- [SET TASK]: Which lines contain the string "index"? Please list every one of them.

Records excerpted from a collection:
+-------+
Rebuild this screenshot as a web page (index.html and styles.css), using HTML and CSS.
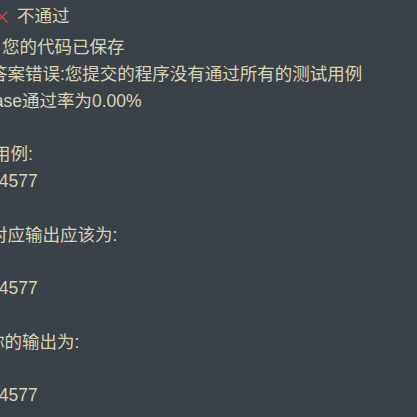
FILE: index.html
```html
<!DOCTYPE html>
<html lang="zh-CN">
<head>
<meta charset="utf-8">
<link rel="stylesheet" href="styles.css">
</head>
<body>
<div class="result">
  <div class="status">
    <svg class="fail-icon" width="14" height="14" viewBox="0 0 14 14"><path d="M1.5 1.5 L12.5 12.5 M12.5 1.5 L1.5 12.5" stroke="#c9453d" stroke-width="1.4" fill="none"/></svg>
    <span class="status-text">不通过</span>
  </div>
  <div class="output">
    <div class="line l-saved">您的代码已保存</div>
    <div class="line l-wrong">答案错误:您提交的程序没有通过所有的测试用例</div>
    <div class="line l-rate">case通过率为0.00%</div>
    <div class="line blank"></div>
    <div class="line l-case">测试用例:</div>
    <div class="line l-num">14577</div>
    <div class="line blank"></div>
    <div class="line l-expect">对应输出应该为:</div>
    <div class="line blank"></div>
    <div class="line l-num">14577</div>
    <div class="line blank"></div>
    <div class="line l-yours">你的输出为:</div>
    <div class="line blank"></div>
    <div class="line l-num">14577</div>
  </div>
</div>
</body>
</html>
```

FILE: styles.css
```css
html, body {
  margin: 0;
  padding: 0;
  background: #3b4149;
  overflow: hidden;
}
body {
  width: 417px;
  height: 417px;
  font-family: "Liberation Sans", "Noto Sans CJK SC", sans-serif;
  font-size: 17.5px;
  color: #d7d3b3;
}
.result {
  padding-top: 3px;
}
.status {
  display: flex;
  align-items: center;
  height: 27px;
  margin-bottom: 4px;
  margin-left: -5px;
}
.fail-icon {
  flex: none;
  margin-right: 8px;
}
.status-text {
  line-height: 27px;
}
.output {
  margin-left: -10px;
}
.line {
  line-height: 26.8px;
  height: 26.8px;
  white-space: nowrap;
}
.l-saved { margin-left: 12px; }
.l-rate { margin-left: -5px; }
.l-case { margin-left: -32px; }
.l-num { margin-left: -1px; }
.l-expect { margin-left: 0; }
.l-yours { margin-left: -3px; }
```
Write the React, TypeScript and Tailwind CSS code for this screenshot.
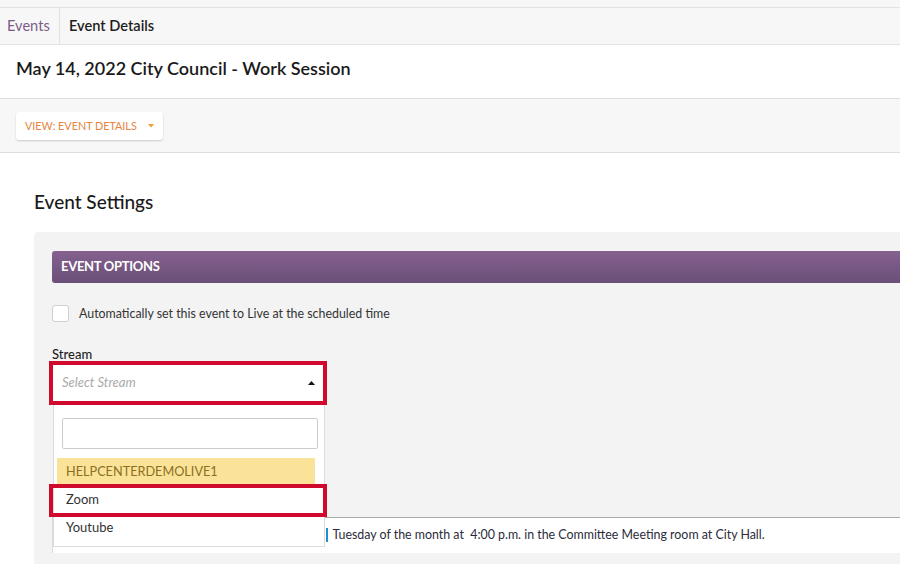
+-------+
- [COMPLETED EXERCISE]:
Rebuild this screenshot as a web page (index.html and styles.css), using HTML and CSS.
FILE: index.html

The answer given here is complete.